--- start RECORDED INFORMATION ---

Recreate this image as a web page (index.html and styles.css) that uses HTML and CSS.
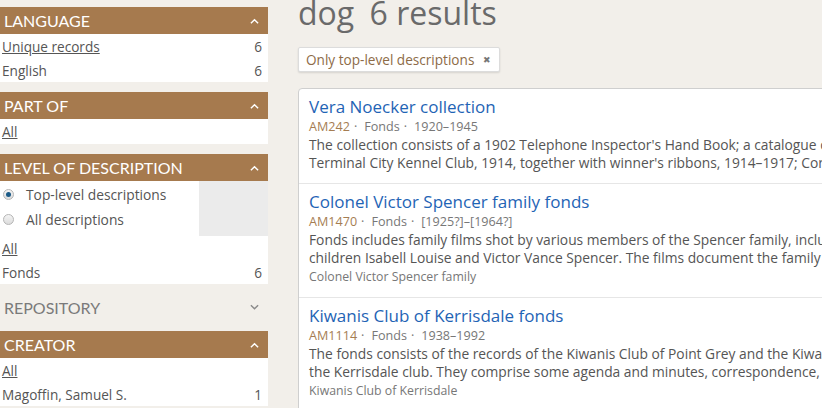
FILE: index.html
```html
<!DOCTYPE html>
<html lang="en">
<head>
<meta charset="utf-8">
<title>dog 6 results</title>
<link rel="stylesheet" href="styles.css">
</head>
<body>
<div class="page">
  <aside class="sidebar">
    <section class="facet">
      <h2 class="facet-head">Language <svg class="chev" viewBox="0 0 10 6"><path d="M1 5.5 L5 1.5 L9 5.5"/></svg></h2>
      <ul class="facet-list">
        <li><a href="#">Unique records</a><span class="count">6</span></li>
        <li><span>English</span><span class="count">6</span></li>
      </ul>
    </section>
    <section class="facet">
      <h2 class="facet-head">Part of <svg class="chev" viewBox="0 0 10 6"><path d="M1 5.5 L5 1.5 L9 5.5"/></svg></h2>
      <ul class="facet-list single">
        <li><a href="#">All</a></li>
      </ul>
    </section>
    <section class="facet">
      <h2 class="facet-head">Level of description <svg class="chev" viewBox="0 0 10 6"><path d="M1 5.5 L5 1.5 L9 5.5"/></svg></h2>
      <div class="radio-block">
        <div class="radios">
          <label class="radio"><span class="dot on"></span>Top-level descriptions</label>
          <label class="radio"><span class="dot"></span>All descriptions</label>
        </div>
        <div class="radio-fill"></div>
      </div>
      <ul class="facet-list">
        <li><a href="#">All</a></li>
        <li><span>Fonds</span><span class="count">6</span></li>
      </ul>
    </section>
    <section class="facet collapsed">
      <h2 class="facet-head">Repository <svg class="chev" viewBox="0 0 10 6"><path d="M1 1 L5 5 L9 1"/></svg></h2>
    </section>
    <section class="facet">
      <h2 class="facet-head">Creator <svg class="chev" viewBox="0 0 10 6"><path d="M1 5.5 L5 1.5 L9 5.5"/></svg></h2>
      <ul class="facet-list">
        <li><a href="#">All</a></li>
        <li><span>Magoffin, Samuel S.</span><span class="count">1</span></li>
      </ul>
    </section>
  </aside>

  <main class="main">
    <h1 class="title">dog <span class="count-title">6 results</span></h1>
    <div class="filters">
      <span class="tag">Only top-level descriptions <span class="x">&#x2716;</span></span>
    </div>
    <div class="results">
      <article class="result">
        <a class="r-title" href="#">Vera Noecker collection</a>
        <div class="meta"><span class="ref">AM242</span><span class="sep">·</span><span>Fonds</span><span class="sep">·</span><span>1920–1945</span></div>
        <p class="desc"><span>The collection consists of a 1902 Telephone Inspector's Hand Book; a catalogue of the annual show of the</span><span>Terminal City Kennel Club, 1914, together with winner's ribbons, 1914–1917; Correspondence and photographs</span></p>
      </article>
      <article class="result">
        <a class="r-title" href="#">Colonel Victor Spencer family fonds</a>
        <div class="meta"><span class="ref">AM1470</span><span class="sep">·</span><span>Fonds</span><span class="sep">·</span><span>[1925?]–[1964?]</span></div>
        <p class="desc"><span>Fonds includes family films shot by various members of the Spencer family, including Victor Spencer and his</span><span>children Isabell Louise and Victor Vance Spencer. The films document the family and their activities</span></p>
        <div class="creator">Colonel Victor Spencer family</div>
      </article>
      <article class="result">
        <a class="r-title" href="#">Kiwanis Club of Kerrisdale fonds</a>
        <div class="meta"><span class="ref">AM1114</span><span class="sep">·</span><span>Fonds</span><span class="sep">·</span><span>1938–1992</span></div>
        <p class="desc"><span>The fonds consists of the records of the Kiwanis Club of Point Grey and the Kiwanis Club of Kerrisdale, as</span><span>the Kerrisdale club. They comprise some agenda and minutes, correspondence, scrapbooks and photographs</span></p>
        <div class="creator">Kiwanis Club of Kerrisdale</div>
      </article>
    </div>
  </main>
</div>
</body>
</html>
```

FILE: styles.css
```css
* { box-sizing: border-box; }
html, body {
  margin: 0;
  padding: 0;
  background: #f2efea;
  overflow: hidden;
  width: 822px;
  height: 408px;
}
body {
  font-family: "Open Sans", Lato, sans-serif;
  color: #555;
}
.page {
  display: flex;
  width: 1100px;
}
.sidebar {
  width: 268px;
  flex: none;
  padding-top: 7px;
}
.facet { margin-bottom: 10px; }
.facet-head {
  margin: 0;
  height: 27px;
  background: #a67a4e;
  color: #fff;
  font-family: Lato, "Open Sans", sans-serif;
  font-size: 16px;
  font-weight: 400;
  text-transform: uppercase;
  display: flex;
  align-items: center;
  justify-content: space-between;
  padding: 0 9px 0 4px;
}
.chev {
  width: 9px;
  height: 6px;
  fill: none;
  stroke: #fff;
  stroke-width: 1.6;
}
.collapsed .facet-head {
  background: transparent;
  color: #7a7a7a;
  height: 26px;
}
.collapsed .chev { stroke: #8a8a8a; }
.collapsed { margin-bottom: 11px; margin-top: 3px; }
.facet-list {
  list-style: none;
  margin: 0;
  padding: 0;
  background: #fff;
}
.facet-list li {
  height: 24px;
  display: flex;
  align-items: center;
  justify-content: space-between;
  padding: 0 6px 0 2px;
  font-size: 13.6px;
  color: #555;
}
.facet-list.single li { height: 25px; }
.facet-list a { color: #555; text-decoration: underline; }
.count { color: #555; }
.radio-block {
  display: flex;
  height: 55px;
}
.radios {
  width: 199px;
  background: #fff;
  padding-top: 1px;
}
.radio-fill {
  flex: 1;
  background: #ebebeb;
}
.radio {
  display: flex;
  align-items: center;
  height: 25px;
  font-size: 13.8px;
  color: #555;
  padding-left: 3px;
}
.dot {
  width: 11px;
  height: 11px;
  border-radius: 50%;
  border: 1px solid #b5b5b5;
  background: linear-gradient(#f4f4f4, #dcdcdc);
  margin-right: 12px;
  position: relative;
}
.dot.on::after {
  content: "";
  position: absolute;
  left: 2px;
  top: 2px;
  width: 5px;
  height: 5px;
  border-radius: 50%;
  background: #1b5a86;
}
.main {
  margin-left: 30px;
  width: 700px;
}
.title {
  margin: 0;
  font-size: 32px;
  font-weight: 400;
  color: #6a6a6a;
  line-height: 34px;
  margin-top: -4px;
}
.count-title { margin-left: 7px; }
.filters {
  margin-top: 17px;
  height: 25px;
}
.tag {
  display: inline-flex;
  align-items: center;
  height: 25px;
  padding: 0 8px 0 7px;
  background: #fff;
  border: 1px solid #dcdcdc;
  border-radius: 2px;
  box-shadow: 0 1px 2px rgba(0,0,0,0.12);
  color: #8d6b47;
  font-size: 13.6px;
}
.tag .x {
  color: #777;
  font-size: 9px;
  margin-left: 9px;
}
.results {
  margin-top: 16px;
  background: #fff;
  border: 1px solid #cfcfcf;
  border-radius: 4px;
}
.result {
  padding: 7px 10px 11px;
  border-bottom: 1px solid #e6e6e6;
}
.r-title {
  display: block;
  font-size: 17px;
  line-height: 22px;
  color: #1f64b5;
  text-decoration: none;
}
.meta {
  font-size: 12.6px;
  line-height: 18px;
  color: #777;
}
.meta .ref { color: #a57d52; }
.meta .sep { margin: 0 7px 0 4px; }
.desc {
  margin: 0;
  font-size: 13.8px;
  line-height: 18px;
  color: #555;
}
.desc span { display: block; white-space: nowrap; }
.creator {
  font-size: 12.3px;
  line-height: 19px;
  color: #777;
}
```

--- end RECORDED INFORMATION ---

Do not copy the pictures, but repeat every line exactly.

Recreate this image as a web page (index.html and styles.css) that uses HTML and CSS.
FILE: index.html
```html
<!DOCTYPE html>
<html lang="en">
<head>
<meta charset="utf-8">
<title>dog 6 results</title>
<link rel="stylesheet" href="styles.css">
</head>
<body>
<div class="page">
  <aside class="sidebar">
    <section class="facet">
      <h2 class="facet-head">Language <svg class="chev" viewBox="0 0 10 6"><path d="M1 5.5 L5 1.5 L9 5.5"/></svg></h2>
      <ul class="facet-list">
        <li><a href="#">Unique records</a><span class="count">6</span></li>
        <li><span>English</span><span class="count">6</span></li>
      </ul>
    </section>
    <section class="facet">
      <h2 class="facet-head">Part of <svg class="chev" viewBox="0 0 10 6"><path d="M1 5.5 L5 1.5 L9 5.5"/></svg></h2>
      <ul class="facet-list single">
        <li><a href="#">All</a></li>
      </ul>
    </section>
    <section class="facet">
      <h2 class="facet-head">Level of description <svg class="chev" viewBox="0 0 10 6"><path d="M1 5.5 L5 1.5 L9 5.5"/></svg></h2>
      <div class="radio-block">
        <div class="radios">
          <label class="radio"><span class="dot on"></span>Top-level descriptions</label>
          <label class="radio"><span class="dot"></span>All descriptions</label>
        </div>
        <div class="radio-fill"></div>
      </div>
      <ul class="facet-list">
        <li><a href="#">All</a></li>
        <li><span>Fonds</span><span class="count">6</span></li>
      </ul>
    </section>
    <section class="facet collapsed">
      <h2 class="facet-head">Repository <svg class="chev" viewBox="0 0 10 6"><path d="M1 1 L5 5 L9 1"/></svg></h2>
    </section>
    <section class="facet">
      <h2 class="facet-head">Creator <svg class="chev" viewBox="0 0 10 6"><path d="M1 5.5 L5 1.5 L9 5.5"/></svg></h2>
      <ul class="facet-list">
        <li><a href="#">All</a></li>
        <li><span>Magoffin, Samuel S.</span><span class="count">1</span></li>
      </ul>
    </section>
  </aside>

  <main class="main">
    <h1 class="title">dog <span class="count-title">6 results</span></h1>
    <div class="filters">
      <span class="tag">Only top-level descriptions <span class="x">&#x2716;</span></span>
    </div>
    <div class="results">
      <article class="result">
        <a class="r-title" href="#">Vera Noecker collection</a>
        <div class="meta"><span class="ref">AM242</span><span class="sep">·</span><span>Fonds</span><span class="sep">·</span><span>1920–1945</span></div>
        <p class="desc"><span>The collection consists of a 1902 Telephone Inspector's Hand Book; a catalogue of the annual show of the</span><span>Terminal City Kennel Club, 1914, together with winner's ribbons, 1914–1917; Correspondence and photographs</span></p>
      </article>
      <article class="result">
        <a class="r-title" href="#">Colonel Victor Spencer family fonds</a>
        <div class="meta"><span class="ref">AM1470</span><span class="sep">·</span><span>Fonds</span><span class="sep">·</span><span>[1925?]–[1964?]</span></div>
        <p class="desc"><span>Fonds includes family films shot by various members of the Spencer family, including Victor Spencer and his</span><span>children Isabell Louise and Victor Vance Spencer. The films document the family and their activities</span></p>
        <div class="creator">Colonel Victor Spencer family</div>
      </article>
      <article class="result">
        <a class="r-title" href="#">Kiwanis Club of Kerrisdale fonds</a>
        <div class="meta"><span class="ref">AM1114</span><span class="sep">·</span><span>Fonds</span><span class="sep">·</span><span>1938–1992</span></div>
        <p class="desc"><span>The fonds consists of the records of the Kiwanis Club of Point Grey and the Kiwanis Club of Kerrisdale, as</span><span>the Kerrisdale club. They comprise some agenda and minutes, correspondence, scrapbooks and photographs</span></p>
        <div class="creator">Kiwanis Club of Kerrisdale</div>
      </article>
    </div>
  </main>
</div>
</body>
</html>
```

FILE: styles.css
```css
* { box-sizing: border-box; }
html, body {
  margin: 0;
  padding: 0;
  background: #f2efea;
  overflow: hidden;
  width: 822px;
  height: 408px;
}
body {
  font-family: "Open Sans", Lato, sans-serif;
  color: #555;
}
.page {
  display: flex;
  width: 1100px;
}
.sidebar {
  width: 268px;
  flex: none;
  padding-top: 7px;
}
.facet { margin-bottom: 10px; }
.facet-head {
  margin: 0;
  height: 27px;
  background: #a67a4e;
  color: #fff;
  font-family: Lato, "Open Sans", sans-serif;
  font-size: 16px;
  font-weight: 400;
  text-transform: uppercase;
  display: flex;
  align-items: center;
  justify-content: space-between;
  padding: 0 9px 0 4px;
}
.chev {
  width: 9px;
  height: 6px;
  fill: none;
  stroke: #fff;
  stroke-width: 1.6;
}
.collapsed .facet-head {
  background: transparent;
  color: #7a7a7a;
  height: 26px;
}
.collapsed .chev { stroke: #8a8a8a; }
.collapsed { margin-bottom: 11px; margin-top: 3px; }
.facet-list {
  list-style: none;
  margin: 0;
  padding: 0;
  background: #fff;
}
.facet-list li {
  height: 24px;
  display: flex;
  align-items: center;
  justify-content: space-between;
  padding: 0 6px 0 2px;
  font-size: 13.6px;
  color: #555;
}
.facet-list.single li { height: 25px; }
.facet-list a { color: #555; text-decoration: underline; }
.count { color: #555; }
.radio-block {
  display: flex;
  height: 55px;
}
.radios {
  width: 199px;
  background: #fff;
  padding-top: 1px;
}
.radio-fill {
  flex: 1;
  background: #ebebeb;
}
.radio {
  display: flex;
  align-items: center;
  height: 25px;
  font-size: 13.8px;
  color: #555;
  padding-left: 3px;
}
.dot {
  width: 11px;
  height: 11px;
  border-radius: 50%;
  border: 1px solid #b5b5b5;
  background: linear-gradient(#f4f4f4, #dcdcdc);
  margin-right: 12px;
  position: relative;
}
.dot.on::after {
  content: "";
  position: absolute;
  left: 2px;
  top: 2px;
  width: 5px;
  height: 5px;
  border-radius: 50%;
  background: #1b5a86;
}
.main {
  margin-left: 30px;
  width: 700px;
}
.title {
  margin: 0;
  font-size: 32px;
  font-weight: 400;
  color: #6a6a6a;
  line-height: 34px;
  margin-top: -4px;
}
.count-title { margin-left: 7px; }
.filters {
  margin-top: 17px;
  height: 25px;
}
.tag {
  display: inline-flex;
  align-items: center;
  height: 25px;
  padding: 0 8px 0 7px;
  background: #fff;
  border: 1px solid #dcdcdc;
  border-radius: 2px;
  box-shadow: 0 1px 2px rgba(0,0,0,0.12);
  color: #8d6b47;
  font-size: 13.6px;
}
.tag .x {
  color: #777;
  font-size: 9px;
  margin-left: 9px;
}
.results {
  margin-top: 16px;
  background: #fff;
  border: 1px solid #cfcfcf;
  border-radius: 4px;
}
.result {
  padding: 7px 10px 11px;
  border-bottom: 1px solid #e6e6e6;
}
.r-title {
  display: block;
  font-size: 17px;
  line-height: 22px;
  color: #1f64b5;
  text-decoration: none;
}
.meta {
  font-size: 12.6px;
  line-height: 18px;
  color: #777;
}
.meta .ref { color: #a57d52; }
.meta .sep { margin: 0 7px 0 4px; }
.desc {
  margin: 0;
  font-size: 13.8px;
  line-height: 18px;
  color: #555;
}
.desc span { display: block; white-space: nowrap; }
.creator {
  font-size: 12.3px;
  line-height: 19px;
  color: #777;
}
```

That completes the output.